Retype word for word the first line of the listing and each line after it up to the line with "const memory = ['MC', 'MR', 'M+', 'M-', 'MS']", with the pictures taken out.

> [TASK MATERIAL]
* * *

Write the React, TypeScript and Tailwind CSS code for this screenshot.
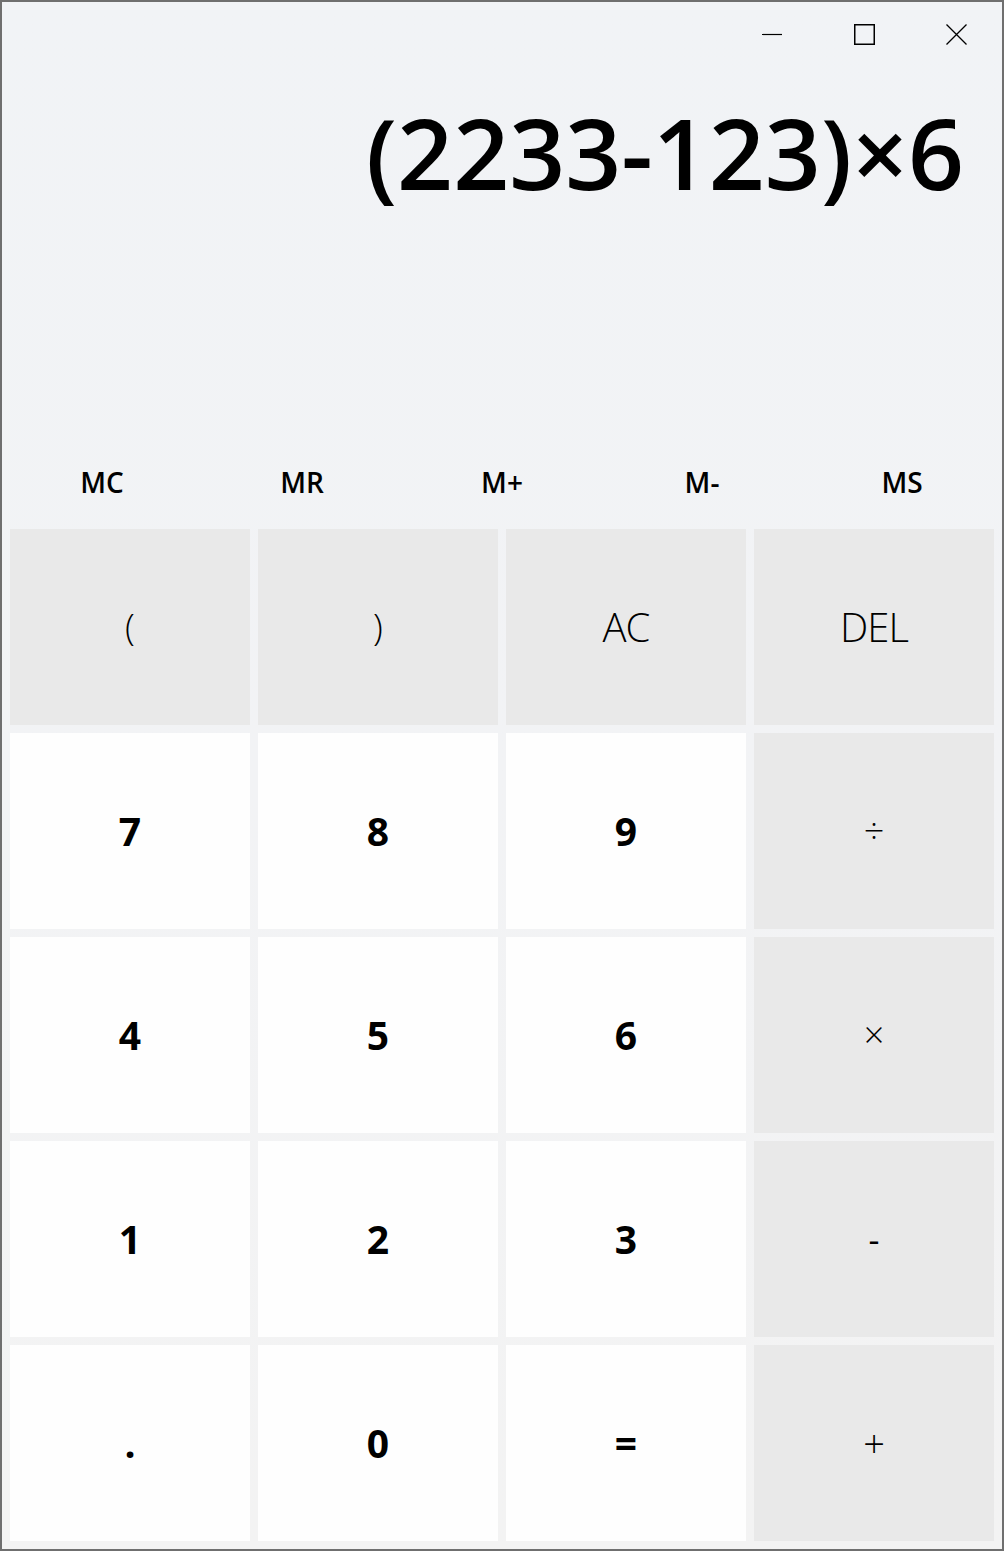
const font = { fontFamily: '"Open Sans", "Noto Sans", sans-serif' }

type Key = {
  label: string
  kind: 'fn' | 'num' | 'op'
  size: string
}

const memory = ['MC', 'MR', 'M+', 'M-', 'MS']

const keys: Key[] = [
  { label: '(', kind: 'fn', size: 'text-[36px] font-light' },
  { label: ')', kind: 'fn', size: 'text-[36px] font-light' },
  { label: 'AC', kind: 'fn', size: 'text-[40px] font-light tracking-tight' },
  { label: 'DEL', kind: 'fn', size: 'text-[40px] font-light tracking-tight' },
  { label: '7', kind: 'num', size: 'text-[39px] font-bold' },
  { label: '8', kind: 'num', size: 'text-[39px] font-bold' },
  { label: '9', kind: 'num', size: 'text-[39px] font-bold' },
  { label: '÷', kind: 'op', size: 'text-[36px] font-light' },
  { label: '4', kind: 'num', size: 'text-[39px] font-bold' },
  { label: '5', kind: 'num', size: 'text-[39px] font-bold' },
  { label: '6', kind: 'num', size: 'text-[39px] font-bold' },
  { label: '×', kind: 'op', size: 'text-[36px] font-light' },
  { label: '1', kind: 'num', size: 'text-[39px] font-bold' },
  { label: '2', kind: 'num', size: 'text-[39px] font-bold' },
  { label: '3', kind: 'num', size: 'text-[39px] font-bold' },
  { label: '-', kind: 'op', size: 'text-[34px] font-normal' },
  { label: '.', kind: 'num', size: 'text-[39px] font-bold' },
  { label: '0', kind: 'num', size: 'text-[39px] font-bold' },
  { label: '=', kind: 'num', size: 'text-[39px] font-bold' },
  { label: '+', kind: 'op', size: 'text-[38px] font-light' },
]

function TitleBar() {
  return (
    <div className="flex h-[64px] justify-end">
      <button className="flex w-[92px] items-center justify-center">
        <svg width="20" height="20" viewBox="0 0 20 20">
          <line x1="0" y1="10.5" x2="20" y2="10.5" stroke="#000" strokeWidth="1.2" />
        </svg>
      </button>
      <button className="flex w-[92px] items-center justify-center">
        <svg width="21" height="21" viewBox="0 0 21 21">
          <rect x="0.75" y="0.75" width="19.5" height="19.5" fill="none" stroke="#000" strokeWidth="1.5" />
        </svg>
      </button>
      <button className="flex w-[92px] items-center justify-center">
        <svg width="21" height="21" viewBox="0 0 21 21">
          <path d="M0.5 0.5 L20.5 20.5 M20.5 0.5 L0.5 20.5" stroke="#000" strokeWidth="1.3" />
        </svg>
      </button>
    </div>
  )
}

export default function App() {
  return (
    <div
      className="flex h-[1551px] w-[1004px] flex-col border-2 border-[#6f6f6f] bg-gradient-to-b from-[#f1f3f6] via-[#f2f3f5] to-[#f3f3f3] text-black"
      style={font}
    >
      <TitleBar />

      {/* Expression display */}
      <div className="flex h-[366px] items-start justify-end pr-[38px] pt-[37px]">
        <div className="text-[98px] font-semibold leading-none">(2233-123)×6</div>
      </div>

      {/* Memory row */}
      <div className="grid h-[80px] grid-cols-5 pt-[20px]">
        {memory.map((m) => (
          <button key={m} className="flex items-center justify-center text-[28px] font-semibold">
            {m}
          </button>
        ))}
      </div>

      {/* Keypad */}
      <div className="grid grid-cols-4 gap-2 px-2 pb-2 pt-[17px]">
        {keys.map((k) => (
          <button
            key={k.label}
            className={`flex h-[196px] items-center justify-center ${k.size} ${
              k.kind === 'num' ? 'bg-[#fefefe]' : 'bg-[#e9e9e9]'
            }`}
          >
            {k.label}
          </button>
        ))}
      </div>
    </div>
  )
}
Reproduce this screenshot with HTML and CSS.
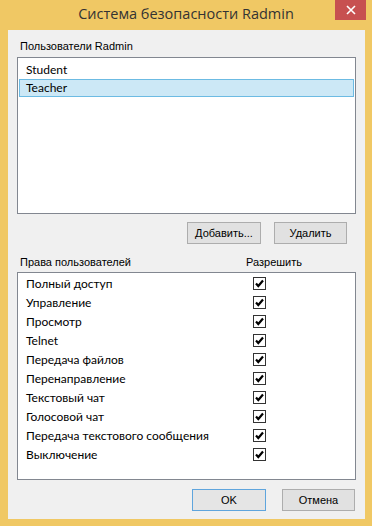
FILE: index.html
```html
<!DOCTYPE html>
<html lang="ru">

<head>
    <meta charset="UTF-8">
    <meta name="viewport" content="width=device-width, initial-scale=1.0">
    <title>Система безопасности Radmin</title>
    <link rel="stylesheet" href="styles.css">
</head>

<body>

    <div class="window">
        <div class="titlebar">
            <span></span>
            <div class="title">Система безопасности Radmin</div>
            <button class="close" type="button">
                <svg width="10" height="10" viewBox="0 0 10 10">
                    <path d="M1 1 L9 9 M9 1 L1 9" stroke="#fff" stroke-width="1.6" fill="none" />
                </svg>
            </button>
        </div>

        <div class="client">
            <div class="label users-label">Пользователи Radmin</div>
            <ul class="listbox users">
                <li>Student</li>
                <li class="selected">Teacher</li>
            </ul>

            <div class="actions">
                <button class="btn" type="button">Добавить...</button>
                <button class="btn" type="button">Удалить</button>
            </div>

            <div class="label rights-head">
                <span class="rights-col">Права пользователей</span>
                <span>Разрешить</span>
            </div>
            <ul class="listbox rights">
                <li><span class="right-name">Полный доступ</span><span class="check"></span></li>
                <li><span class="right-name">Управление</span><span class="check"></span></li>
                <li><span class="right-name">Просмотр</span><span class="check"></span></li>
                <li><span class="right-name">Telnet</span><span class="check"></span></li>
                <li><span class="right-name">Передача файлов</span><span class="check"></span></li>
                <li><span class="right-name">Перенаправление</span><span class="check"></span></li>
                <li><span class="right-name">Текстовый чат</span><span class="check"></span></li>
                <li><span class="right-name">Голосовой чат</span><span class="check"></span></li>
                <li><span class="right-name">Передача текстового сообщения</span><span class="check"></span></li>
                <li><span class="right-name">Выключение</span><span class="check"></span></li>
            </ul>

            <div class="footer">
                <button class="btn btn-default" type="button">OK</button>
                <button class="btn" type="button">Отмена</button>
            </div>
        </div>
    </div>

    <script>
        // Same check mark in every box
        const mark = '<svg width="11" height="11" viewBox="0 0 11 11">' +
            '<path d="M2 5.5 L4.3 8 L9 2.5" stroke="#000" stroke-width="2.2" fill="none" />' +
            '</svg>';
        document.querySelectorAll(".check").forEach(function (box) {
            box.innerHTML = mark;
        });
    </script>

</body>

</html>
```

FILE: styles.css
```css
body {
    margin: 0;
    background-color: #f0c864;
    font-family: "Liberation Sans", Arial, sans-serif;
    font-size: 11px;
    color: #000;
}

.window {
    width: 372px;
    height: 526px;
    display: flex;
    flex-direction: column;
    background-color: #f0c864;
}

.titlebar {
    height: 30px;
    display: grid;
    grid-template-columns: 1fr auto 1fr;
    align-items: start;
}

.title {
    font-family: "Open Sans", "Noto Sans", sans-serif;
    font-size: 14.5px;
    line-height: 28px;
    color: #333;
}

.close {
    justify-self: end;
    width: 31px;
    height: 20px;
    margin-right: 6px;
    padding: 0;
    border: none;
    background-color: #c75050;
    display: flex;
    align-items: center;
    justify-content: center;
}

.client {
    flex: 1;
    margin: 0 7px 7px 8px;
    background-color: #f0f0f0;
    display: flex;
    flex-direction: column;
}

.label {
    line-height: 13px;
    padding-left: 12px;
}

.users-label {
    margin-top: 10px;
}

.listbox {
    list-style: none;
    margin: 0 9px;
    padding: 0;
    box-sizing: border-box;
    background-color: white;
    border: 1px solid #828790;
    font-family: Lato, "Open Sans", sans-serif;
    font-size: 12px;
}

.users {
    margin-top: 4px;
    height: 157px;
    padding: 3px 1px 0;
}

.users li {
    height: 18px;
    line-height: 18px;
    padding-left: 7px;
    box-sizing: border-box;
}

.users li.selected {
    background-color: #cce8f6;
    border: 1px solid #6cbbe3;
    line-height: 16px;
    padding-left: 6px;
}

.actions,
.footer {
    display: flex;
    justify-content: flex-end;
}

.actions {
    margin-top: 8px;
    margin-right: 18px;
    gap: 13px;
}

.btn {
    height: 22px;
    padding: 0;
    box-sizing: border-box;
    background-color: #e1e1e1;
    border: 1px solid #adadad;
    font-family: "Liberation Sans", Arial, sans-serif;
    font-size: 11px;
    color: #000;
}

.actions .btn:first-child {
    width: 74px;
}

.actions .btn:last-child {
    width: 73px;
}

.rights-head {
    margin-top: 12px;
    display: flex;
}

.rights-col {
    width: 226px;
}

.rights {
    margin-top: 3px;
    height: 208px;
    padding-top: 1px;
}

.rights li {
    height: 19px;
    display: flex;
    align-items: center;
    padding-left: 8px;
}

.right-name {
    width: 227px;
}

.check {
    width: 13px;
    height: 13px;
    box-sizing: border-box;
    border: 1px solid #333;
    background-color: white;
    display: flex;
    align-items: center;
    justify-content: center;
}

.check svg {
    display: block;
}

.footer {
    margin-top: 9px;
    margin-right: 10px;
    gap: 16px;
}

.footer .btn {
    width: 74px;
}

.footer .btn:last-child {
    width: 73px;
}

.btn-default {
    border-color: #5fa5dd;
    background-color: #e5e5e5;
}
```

* * *

> [WRITTEN SOLUTION]
Write the React, TypeScript and Tailwind CSS code for this screenshot.
const font = { fontFamily: '"Open Sans", "Noto Sans", sans-serif' }

type Key = {
  label: string
  kind: 'fn' | 'num' | 'op'
  size: string
}

const memory = ['MC', 'MR', 'M+', 'M-', 'MS']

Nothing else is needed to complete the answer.